* Problem to work on
Extract, unchanged, every line from the top of the material below through the line with "const values = [0, 0, 0, 0, 0, 0, 4];", and no more.

::::::

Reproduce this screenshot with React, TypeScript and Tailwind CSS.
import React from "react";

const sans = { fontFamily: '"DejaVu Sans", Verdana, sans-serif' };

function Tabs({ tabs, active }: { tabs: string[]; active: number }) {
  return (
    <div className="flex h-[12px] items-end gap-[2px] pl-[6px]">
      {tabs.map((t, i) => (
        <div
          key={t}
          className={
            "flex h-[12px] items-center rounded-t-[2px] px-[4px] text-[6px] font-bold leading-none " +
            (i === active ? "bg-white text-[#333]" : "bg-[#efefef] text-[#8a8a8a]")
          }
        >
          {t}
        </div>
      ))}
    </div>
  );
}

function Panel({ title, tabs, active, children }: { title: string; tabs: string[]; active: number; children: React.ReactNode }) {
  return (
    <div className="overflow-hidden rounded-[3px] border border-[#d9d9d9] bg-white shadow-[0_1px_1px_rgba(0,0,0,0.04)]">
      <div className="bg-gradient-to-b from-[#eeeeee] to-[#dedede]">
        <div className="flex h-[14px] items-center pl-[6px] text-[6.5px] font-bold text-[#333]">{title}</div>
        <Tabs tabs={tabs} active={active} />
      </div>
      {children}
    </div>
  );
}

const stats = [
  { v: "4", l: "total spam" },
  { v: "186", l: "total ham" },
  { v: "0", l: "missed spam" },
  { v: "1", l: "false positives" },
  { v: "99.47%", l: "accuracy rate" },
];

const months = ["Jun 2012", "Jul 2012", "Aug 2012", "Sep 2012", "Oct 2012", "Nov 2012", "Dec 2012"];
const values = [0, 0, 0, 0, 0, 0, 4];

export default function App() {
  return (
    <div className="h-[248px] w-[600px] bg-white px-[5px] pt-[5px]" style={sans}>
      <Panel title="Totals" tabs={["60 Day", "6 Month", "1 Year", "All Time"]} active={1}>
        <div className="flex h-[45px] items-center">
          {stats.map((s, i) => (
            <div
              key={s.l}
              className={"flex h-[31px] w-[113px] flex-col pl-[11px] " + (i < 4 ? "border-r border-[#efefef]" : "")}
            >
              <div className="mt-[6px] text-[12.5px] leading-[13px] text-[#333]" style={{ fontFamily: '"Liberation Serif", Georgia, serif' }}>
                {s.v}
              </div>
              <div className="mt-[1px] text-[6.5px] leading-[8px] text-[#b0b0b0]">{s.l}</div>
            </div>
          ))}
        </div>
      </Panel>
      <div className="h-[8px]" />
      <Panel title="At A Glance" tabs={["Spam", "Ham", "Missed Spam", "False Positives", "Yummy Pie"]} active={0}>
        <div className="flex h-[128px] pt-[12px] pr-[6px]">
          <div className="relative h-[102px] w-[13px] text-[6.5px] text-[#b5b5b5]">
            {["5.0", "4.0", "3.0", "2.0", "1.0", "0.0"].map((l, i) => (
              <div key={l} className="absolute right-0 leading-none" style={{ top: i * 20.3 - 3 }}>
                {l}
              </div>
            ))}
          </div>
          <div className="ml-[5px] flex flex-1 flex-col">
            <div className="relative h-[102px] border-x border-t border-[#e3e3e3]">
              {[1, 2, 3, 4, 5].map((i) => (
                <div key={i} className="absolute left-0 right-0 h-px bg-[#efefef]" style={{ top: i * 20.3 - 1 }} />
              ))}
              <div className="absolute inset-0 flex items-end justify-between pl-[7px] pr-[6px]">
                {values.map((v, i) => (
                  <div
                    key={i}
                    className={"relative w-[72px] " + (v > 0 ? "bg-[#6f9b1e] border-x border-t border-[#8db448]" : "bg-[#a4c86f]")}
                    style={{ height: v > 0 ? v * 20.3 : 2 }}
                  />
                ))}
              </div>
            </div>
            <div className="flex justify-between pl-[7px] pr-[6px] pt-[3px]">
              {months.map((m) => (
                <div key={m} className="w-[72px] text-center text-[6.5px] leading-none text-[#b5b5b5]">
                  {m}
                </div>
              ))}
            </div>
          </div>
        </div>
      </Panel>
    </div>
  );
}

::::::

* Task result
Reproduce this screenshot with React, TypeScript and Tailwind CSS.
import React from "react";

const sans = { fontFamily: '"DejaVu Sans", Verdana, sans-serif' };

function Tabs({ tabs, active }: { tabs: string[]; active: number }) {
  return (
    <div className="flex h-[12px] items-end gap-[2px] pl-[6px]">
      {tabs.map((t, i) => (
        <div
          key={t}
          className={
            "flex h-[12px] items-center rounded-t-[2px] px-[4px] text-[6px] font-bold leading-none " +
            (i === active ? "bg-white text-[#333]" : "bg-[#efefef] text-[#8a8a8a]")
          }
        >
          {t}
        </div>
      ))}
    </div>
  );
}

function Panel({ title, tabs, active, children }: { title: string; tabs: string[]; active: number; children: React.ReactNode }) {
  return (
    <div className="overflow-hidden rounded-[3px] border border-[#d9d9d9] bg-white shadow-[0_1px_1px_rgba(0,0,0,0.04)]">
      <div className="bg-gradient-to-b from-[#eeeeee] to-[#dedede]">
        <div className="flex h-[14px] items-center pl-[6px] text-[6.5px] font-bold text-[#333]">{title}</div>
        <Tabs tabs={tabs} active={active} />
      </div>
      {children}
    </div>
  );
}

const stats = [
  { v: "4", l: "total spam" },
  { v: "186", l: "total ham" },
  { v: "0", l: "missed spam" },
  { v: "1", l: "false positives" },
  { v: "99.47%", l: "accuracy rate" },
];

const months = ["Jun 2012", "Jul 2012", "Aug 2012", "Sep 2012", "Oct 2012", "Nov 2012", "Dec 2012"];
const values = [0, 0, 0, 0, 0, 0, 4];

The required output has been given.